> **WRITTEN TASK**
Transcribe each line of the material as it is, and drop any picture.

> **GIVEN DATA**
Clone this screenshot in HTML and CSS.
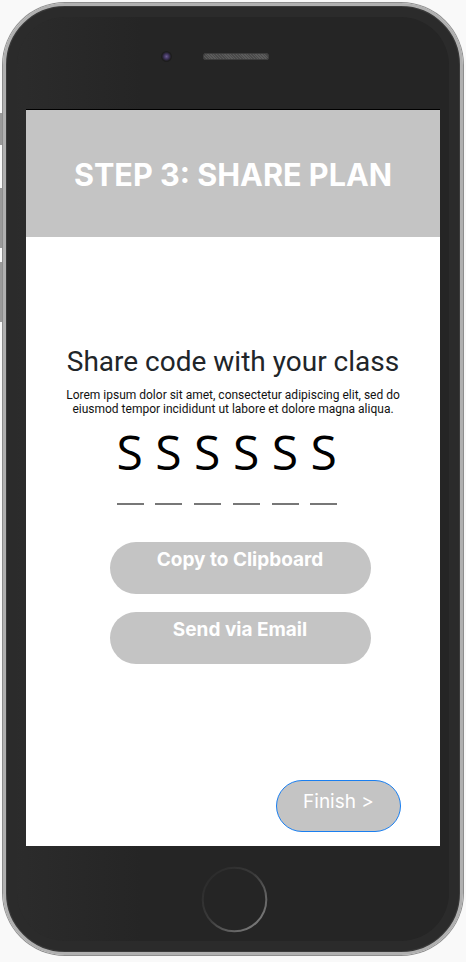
FILE: index.html
```html
<!DOCTYPE html>
<html>
<head>
<meta charset="utf-8">
<link rel="stylesheet" href="styles.css">
</head>
<body>
<div class="phone">
  <span class="side-btn side-btn-1"></span>
  <span class="side-btn side-btn-2"></span>
  <span class="side-btn side-btn-3"></span>
  <div class="hw-top">
    <span class="camera"></span>
    <span class="speaker"></span>
  </div>
  <div class="screen">
    <header class="header">
      <h1 class="title">STEP 3: SHARE PLAN</h1>
    </header>
    <main class="content">
      <h2 class="subtitle">Share code with your class</h2>
      <p class="lorem">Lorem ipsum dolor sit amet, consectetur adipiscing elit, sed do eiusmod tempor incididunt ut labore et dolore magna aliqua.</p>
      <div class="code">
        <div class="cell"><span class="char">S</span><span class="dash"></span></div>
        <div class="cell"><span class="char">S</span><span class="dash"></span></div>
        <div class="cell"><span class="char">S</span><span class="dash"></span></div>
        <div class="cell"><span class="char">S</span><span class="dash"></span></div>
        <div class="cell"><span class="char">S</span><span class="dash"></span></div>
        <div class="cell"><span class="char">S</span><span class="dash"></span></div>
      </div>
      <button class="pill">Copy to Clipboard</button>
      <button class="pill">Send via Email</button>
      <button class="finish">Finish &gt;</button>
    </main>
  </div>
  <div class="hw-bottom">
    <svg class="home" width="67" height="67" viewBox="0 0 67 67">
      <defs>
        <linearGradient id="hg" x1="0" y1="0" x2="1" y2="1">
          <stop offset="0" stop-color="#262626"/>
          <stop offset="0.45" stop-color="#3a3a3a"/>
          <stop offset="1" stop-color="#8a8a8a"/>
        </linearGradient>
      </defs>
      <circle cx="33.5" cy="33.5" r="31.8" fill="none" stroke="url(#hg)" stroke-width="2"/>
    </svg>
  </div>
</div>
</body>
</html>
```

FILE: styles.css
```css
* { box-sizing: border-box; }
html, body { margin: 0; padding: 0; }
body {
  background: #f9f9f9;
  width: 466px;
  height: 962px;
  overflow: hidden;
}
.phone {
  position: relative;
  margin: 3px 0 0 3px;
  width: 460px;
  height: 952px;
  border: 3px solid #b0b0b0;
  border-radius: 62px;
  background: linear-gradient(90deg, #2c2c2c 0%, #252525 30%, #252525 100%);
  box-shadow: 0 0 0 1px #8e8e8e, inset 0 0 0 1px #3a3a3a, inset 0 0 0 11px #2b2b2b;
  padding: 0 20px;
  display: flex;
  flex-direction: column;
}
.side-btn {
  position: absolute;
  left: -7px;
  width: 3px;
  background: #9a9a9a;
  border-radius: 1px 0 0 1px;
}
.side-btn-1 { top: 107px; height: 32px; }
.side-btn-2 { top: 182px; height: 60px; }
.side-btn-3 { top: 256px; height: 60px; }
.hw-top {
  height: 103px;
  display: flex;
  align-items: flex-start;
  padding: 45px 0 0 135px;
  gap: 31px;
}
.camera {
  width: 11px;
  height: 11px;
  border-radius: 50%;
  background: radial-gradient(circle, #6a5a90 0%, #3a3055 35%, #1c1c1c 60%, #1e1e1e 100%);
}
.speaker {
  margin-top: 2px;
  width: 66px;
  height: 7px;
  border-radius: 4px;
  background: repeating-linear-gradient(45deg, #4a4a4a 0 1px, #5c5c5c 1px 2px);
  box-shadow: inset 0 0 0 1px #3d3d3d;
}
.screen {
  width: 414px;
  height: 737px;
  background: #fff;
  border-top: 1px solid #000;
  display: flex;
  flex-direction: column;
}
.header {
  height: 127px;
  background: #c4c4c4;
  display: flex;
  align-items: center;
  justify-content: center;
}
.title {
  margin: 0;
  color: #fff;
  font-family: Inter, "Liberation Sans", sans-serif;
  font-weight: 700;
  font-size: 30.6px;
  line-height: 36px;
  padding-top: 2px;
}
.content {
  flex: 1;
  display: flex;
  flex-direction: column;
  align-items: center;
  padding-top: 108px;
}
.subtitle {
  margin: 0;
  font-family: Roboto, "Liberation Sans", sans-serif;
  font-weight: 400;
  font-size: 28px;
  line-height: 33px;
  color: #212529;
}
.lorem {
  margin: 10px 0 0;
  width: 340px;
  text-align: center;
  font-family: Roboto, "Liberation Sans", sans-serif;
  font-size: 12px;
  line-height: 14px;
  color: #111;
}
.code {
  margin: 12px 0 0 -12px;
  display: flex;
  gap: 11.8px;
}
.cell {
  width: 27px;
  display: flex;
  flex-direction: column;
}
.char {
  font-family: "Open Sans", sans-serif;
  font-size: 48px;
  line-height: 48px;
  color: #000;
}
.dash {
  margin-top: 27px;
  height: 2px;
  background: #777;
}
.pill {
  margin: 37px 0 0 14px;
  width: 261px;
  height: 52px;
  border: none;
  border-radius: 26px;
  background: #c4c4c4;
  color: #fff;
  font-family: Inter, "Liberation Sans", sans-serif;
  font-weight: 700;
  font-size: 19px;
  line-height: 24px;
  padding: 6px 0 22px;
  text-align: center;
}
.pill + .pill { margin-top: 18px; }
.finish {
  margin: auto 39px 14px auto;
  width: 125px;
  height: 52px;
  border: 1px solid #1a7ff0;
  border-radius: 26px;
  background: #c4c4c4;
  color: #fff;
  font-family: Inter, "Liberation Sans", sans-serif;
  font-weight: 400;
  font-size: 19px;
  line-height: 24px;
  padding: 0 0 8px;
  text-align: center;
}
.hw-bottom {
  flex: 1;
  display: flex;
  justify-content: center;
  padding-top: 20px;
}
.home { display: block; margin-left: 2px; }
```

> **SOLUTION TO THE EXERCISE**
Clone this screenshot in HTML and CSS.
FILE: index.html
```html
<!DOCTYPE html>
<html>
<head>
<meta charset="utf-8">
<link rel="stylesheet" href="styles.css">
</head>
<body>
<div class="phone">
  <span class="side-btn side-btn-1"></span>
  <span class="side-btn side-btn-2"></span>
  <span class="side-btn side-btn-3"></span>
  <div class="hw-top">
    <span class="camera"></span>
    <span class="speaker"></span>
  </div>
  <div class="screen">
    <header class="header">
      <h1 class="title">STEP 3: SHARE PLAN</h1>
    </header>
    <main class="content">
      <h2 class="subtitle">Share code with your class</h2>
      <p class="lorem">Lorem ipsum dolor sit amet, consectetur adipiscing elit, sed do eiusmod tempor incididunt ut labore et dolore magna aliqua.</p>
      <div class="code">
        <div class="cell"><span class="char">S</span><span class="dash"></span></div>
        <div class="cell"><span class="char">S</span><span class="dash"></span></div>
        <div class="cell"><span class="char">S</span><span class="dash"></span></div>
        <div class="cell"><span class="char">S</span><span class="dash"></span></div>
        <div class="cell"><span class="char">S</span><span class="dash"></span></div>
        <div class="cell"><span class="char">S</span><span class="dash"></span></div>
      </div>
      <button class="pill">Copy to Clipboard</button>
      <button class="pill">Send via Email</button>
      <button class="finish">Finish &gt;</button>
    </main>
  </div>
  <div class="hw-bottom">
    <svg class="home" width="67" height="67" viewBox="0 0 67 67">
      <defs>
        <linearGradient id="hg" x1="0" y1="0" x2="1" y2="1">
          <stop offset="0" stop-color="#262626"/>
          <stop offset="0.45" stop-color="#3a3a3a"/>
          <stop offset="1" stop-color="#8a8a8a"/>
        </linearGradient>
      </defs>
      <circle cx="33.5" cy="33.5" r="31.8" fill="none" stroke="url(#hg)" stroke-width="2"/>
    </svg>
  </div>
</div>
</body>
</html>
```

FILE: styles.css
```css
* { box-sizing: border-box; }
html, body { margin: 0; padding: 0; }
body {
  background: #f9f9f9;
  width: 466px;
  height: 962px;
  overflow: hidden;
}
.phone {
  position: relative;
  margin: 3px 0 0 3px;
  width: 460px;
  height: 952px;
  border: 3px solid #b0b0b0;
  border-radius: 62px;
  background: linear-gradient(90deg, #2c2c2c 0%, #252525 30%, #252525 100%);
  box-shadow: 0 0 0 1px #8e8e8e, inset 0 0 0 1px #3a3a3a, inset 0 0 0 11px #2b2b2b;
  padding: 0 20px;
  display: flex;
  flex-direction: column;
}
.side-btn {
  position: absolute;
  left: -7px;
  width: 3px;
  background: #9a9a9a;
  border-radius: 1px 0 0 1px;
}
.side-btn-1 { top: 107px; height: 32px; }
.side-btn-2 { top: 182px; height: 60px; }
.side-btn-3 { top: 256px; height: 60px; }
.hw-top {
  height: 103px;
  display: flex;
  align-items: flex-start;
  padding: 45px 0 0 135px;
  gap: 31px;
}
.camera {
  width: 11px;
  height: 11px;
  border-radius: 50%;
  background: radial-gradient(circle, #6a5a90 0%, #3a3055 35%, #1c1c1c 60%, #1e1e1e 100%);
}
.speaker {
  margin-top: 2px;
  width: 66px;
  height: 7px;
  border-radius: 4px;
  background: repeating-linear-gradient(45deg, #4a4a4a 0 1px, #5c5c5c 1px 2px);
  box-shadow: inset 0 0 0 1px #3d3d3d;
}
.screen {
  width: 414px;
  height: 737px;
  background: #fff;
  border-top: 1px solid #000;
  display: flex;
  flex-direction: column;
}
.header {
  height: 127px;
  background: #c4c4c4;
  display: flex;
  align-items: center;
  justify-content: center;
}
.title {
  margin: 0;
  color: #fff;
  font-family: Inter, "Liberation Sans", sans-serif;
  font-weight: 700;
  font-size: 30.6px;
  line-height: 36px;
  padding-top: 2px;
}
.content {
  flex: 1;
  display: flex;
  flex-direction: column;
  align-items: center;
  padding-top: 108px;
}
.subtitle {
  margin: 0;
  font-family: Roboto, "Liberation Sans", sans-serif;
  font-weight: 400;
  font-size: 28px;
  line-height: 33px;
  color: #212529;
}
.lorem {
  margin: 10px 0 0;
  width: 340px;
  text-align: center;
  font-family: Roboto, "Liberation Sans", sans-serif;
  font-size: 12px;
  line-height: 14px;
  color: #111;
}
.code {
  margin: 12px 0 0 -12px;
  display: flex;
  gap: 11.8px;
}
.cell {
  width: 27px;
  display: flex;
  flex-direction: column;
}
.char {
  font-family: "Open Sans", sans-serif;
  font-size: 48px;
  line-height: 48px;
  color: #000;
}
.dash {
  margin-top: 27px;
  height: 2px;
  background: #777;
}
.pill {
  margin: 37px 0 0 14px;
  width: 261px;
  height: 52px;
  border: none;
  border-radius: 26px;
  background: #c4c4c4;
  color: #fff;
  font-family: Inter, "Liberation Sans", sans-serif;
  font-weight: 700;
  font-size: 19px;
  line-height: 24px;
  padding: 6px 0 22px;
  text-align: center;
}
.pill + .pill { margin-top: 18px; }
.finish {
  margin: auto 39px 14px auto;
  width: 125px;
  height: 52px;
  border: 1px solid #1a7ff0;
  border-radius: 26px;
  background: #c4c4c4;
  color: #fff;
  font-family: Inter, "Liberation Sans", sans-serif;
  font-weight: 400;
  font-size: 19px;
  line-height: 24px;
  padding: 0 0 8px;
  text-align: center;
}
.hw-bottom {
  flex: 1;
  display: flex;
  justify-content: center;
  padding-top: 20px;
}
.home { display: block; margin-left: 2px; }
```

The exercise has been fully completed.